His plea agreement, which does not mention any lawmaker by name, cites the Super Bowl trip as the kind of favor Abramoff would do for lawmakers and their staff.

Burns has said that Brooke and Thomas thought the 2001 trip was paid for by Abramoff's tribal clients. The Washington Post has reported the trip was actually paid for by SunCruz, a line of gambling ships Abramoff bought in 2000. The staffers were flown to the game in Tampa, Fla., on a SunCruz corporate jet, the Post reported, and taken to a SunCruz ship for a night of gambling.

Burns told the Lee Newspapers State Bureau last week that Brooke and Thomas “were lied to” about who paid for the trip.

The senator's campaign chairman, Mark Baker, also said Brooke didn't tell Burns about the trip before he left.
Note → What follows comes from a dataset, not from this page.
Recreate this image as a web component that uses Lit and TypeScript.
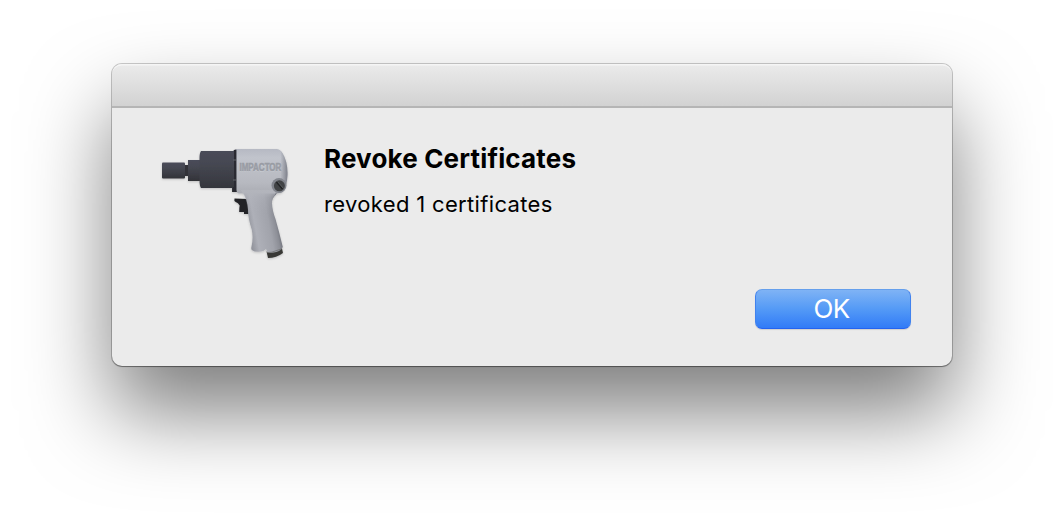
import { LitElement, html, css } from "lit";
import { customElement, property } from "lit/decorators.js";

@customElement("impact-icon")
class ImpactIcon extends LitElement {
  static styles = css`
    :host { display: block; width: 140px; height: 117px; }
    svg { display: block; overflow: visible; }
    .engraved { font: 700 8px "Liberation Sans", Arial, sans-serif; fill: #999ca4; stroke: #999ca4; stroke-width: 0.45px; }
    .lower { fill: #d0d2d9; stroke: none; }
  `;
  render() {
    return html`<svg width="140" height="125" viewBox="0 0 140 125">
      <defs>
        <linearGradient id="steel" x1="0" y1="0" x2="0" y2="1">
          <stop offset="0" stop-color="#4a4c5a"/><stop offset=".4" stop-color="#444650"/><stop offset="1" stop-color="#323338"/>
        </linearGradient>
        <linearGradient id="body" x1="0" y1="0" x2="0" y2="1">
          <stop offset="0" stop-color="#b6b9c3"/><stop offset=".2" stop-color="#c1c4cc"/><stop offset=".75" stop-color="#b7b9c0"/><stop offset="1" stop-color="#aaacb3"/>
        </linearGradient>
        <linearGradient id="edge" x1="0" y1="0" x2="1" y2="0">
          <stop offset="0" stop-color="#666974" stop-opacity="0"/><stop offset=".86" stop-color="#666974" stop-opacity="0"/><stop offset="1" stop-color="#5b5e69" stop-opacity=".65"/>
        </linearGradient>
        <linearGradient id="grip" gradientUnits="userSpaceOnUse" x1="93" y1="87" x2="125" y2="81">
          <stop offset="0" stop-color="#91939b"/><stop offset=".22" stop-color="#aeb0b8"/><stop offset=".65" stop-color="#a1a3ab"/><stop offset=".84" stop-color="#8d8f97"/><stop offset="1" stop-color="#666972"/>
        </linearGradient>
        <linearGradient id="neck" x1="0" y1="0" x2="0" y2="1">
          <stop offset="0" stop-color="#b3b5bc" stop-opacity="1"/><stop offset=".3" stop-color="#b5b7bf" stop-opacity=".4"/><stop offset="1" stop-color="#a9abb3" stop-opacity="0"/>
        </linearGradient>
        <filter id="soft" x="-10%" y="-10%" width="120%" height="130%"><feDropShadow dx="0" dy="1" stdDeviation=".8" flood-color="#000" flood-opacity=".18"/></filter>
      </defs>
      <g filter="url(#soft)">
        <rect x="29" y="25" width="6" height="11" fill="#303138"/>
        <rect x="7" y="22.500" width="23" height="16" rx="1" fill="url(#steel)"/>
        <path d="M33 20h12v21H33z" fill="url(#steel)"/>
        <path d="M46 11h32l2-1.500h2.500V52H77v-4H46q-1.500-2-1.500-8V18q0-5 1.500-7z" fill="url(#steel)"/>
        <path d="M79 10h2.500v42H78v-5h1z" fill="#292a30"/>
        <path d="M78 20h3M78 40h3" stroke="#60626b"/>
        <path d="M79.500 58.500 92 59q1.800 7 1.800 15H89v-2h-4.800q0-4.500.5-6.500-1.500-3-4-3.500-2-1-1.200-3.500z" fill="#222327"/>
        <path d="M111.500 111.500 127 108.500l1 4.500q-6.500 5-15 5z" fill="#383936"/>
        <path d="M88 51h36l-3.500 4q-3.500 3-3.500 8 .2 7 3.500 16 4 14 7.300 28-2 4-6.500 5-5 1.300-9 .2L111 109q-2 2.500-7 2.700-4.500.3-6.800-1.500-1.500-.8-.7-3.700 2-9 .2-17-3.700-11-3.700-20-.4-9.500-5-17.500z" fill="url(#grip)"/>
        <path d="M81.500 9h40q3.500 0 6 4 5.500 9 5 22-.4 11-4.500 16-2 2.500-5.500 2.500H84q-2.500 0-2.500-4z" fill="url(#body)"/>
        <path d="M81.500 9h40q3.500 0 6 4 5.500 9 5 22-.4 11-4.500 16-2 2.500-5.500 2.500H84q-2.500 0-2.500-4z" fill="url(#edge)"/>
        <path d="M86 50h35l-1 5q-3 3-3 8l1 12H93q-.5-15-5-21z" fill="url(#neck)"/>
      </g>
      <g transform="translate(84.5 31.2) scale(.93 1.36)">
        <text class="engraved lower" x="0" y=".6" textLength="45" lengthAdjust="spacingAndGlyphs">IMPACTOR</text>
        <text class="engraved" aria-hidden="true" x="0" y="0" textLength="45" lengthAdjust="spacingAndGlyphs">IMPACTOR</text>
      </g>
      <circle cx="124" cy="45.500" r="7.500" fill="#82858d"/>
      <circle cx="124.400" cy="45.800" r="5.500" fill="#414345"/>
      <path d="m121.500 42 6 7" stroke="#202123" stroke-width="1.500"/>
      <path d="m122.500 41.500 6 7" stroke="#626568" stroke-width=".7"/>
      <path d="m112 112.700 5-.6 10-3.400" fill="none" stroke="#6d6f70" stroke-width=".8"/>
    </svg>`;
  }
}

@customElement("app-root")
class AppRoot extends LitElement {
  @property() heading = "Revoke Certificates";
  @property() message = "revoked 1 certificates";
  static styles = css`
    :host { display: flex; box-sizing: border-box; height: 526px; padding: 64px 112px 160px; overflow: hidden; background: #fff; font-family: Inter, sans-serif; color: #000; }
    .window { flex: 1; display: flex; flex-direction: column; border-radius: 10px; background: #ebebeb; box-shadow: 0 0 0 1px rgba(0,0,0,.2), 0 1px 1px rgba(0,0,0,.3), 0 46px 84px rgba(0,0,0,.51); }
    .titlebar { box-sizing: border-box; height: 44px; border-radius: 10px 10px 0 0; border-bottom: 2px solid #b5b5b5; background: linear-gradient(#ebebeb, #d2d2d2); box-shadow: inset 0 2px 0 -0.5px #f5f5f5; }
    .content { display: grid; flex: 1; grid-template-columns: 140px 1fr; column-gap: 29px; grid-template-rows: 1fr auto; padding: 32px 41px 37px 43px; }
    .copy { display: flex; flex-direction: column; align-items: flex-start; gap: 15px; padding-top: 3px; }
    h1, p { margin: 0; white-space: nowrap; }
    h1 { font-size: 26px; line-height: 32px; font-weight: 700; letter-spacing: 0.17px; }
    p { font-size: 22px; line-height: 28px; letter-spacing: 0.34px; }
    .actions { grid-column: 1 / -1; display: flex; justify-content: flex-end; }
    button { box-sizing: border-box; width: 156px; height: 40px; padding: 0 3px 0 0; border: 1px solid; border-color: #659fec #4182ee #2463f0; border-radius: 7px; background: linear-gradient(#7fb3f5, #549af6 50%, #317bf7); box-shadow: 0 1px 1px rgba(0,0,0,.12); color: #fff; font: 400 26px/38px Inter, sans-serif; letter-spacing: -0.6px; }
  `;
  render() {
    return html`<main class="window">
      <header class="titlebar"></header>
      <section class="content">
        <impact-icon></impact-icon>
        <div class="copy"><h1>${this.heading}</h1><p>${this.message}</p></div>
        <div class="actions"><button>OK</button></div>
      </section>
    </main>`;
  }
}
Baker said the fact that a former staffer has confirmed the trip is part of the investigation is nothing new.

“We know that the Justice Department is investigating Jack Abramoff's activities,” Baker said.

Matt McKenna, a spokesman for the Montana Democratic Party, said Brooke's confirmation that the trip is part of the investigation pokes holes in the senator's previous statements that the Democratic Party is behind Burns' ties to the ongoing probe.

“It confirms every suspicion that people have long had about Conrad Burns,” he said.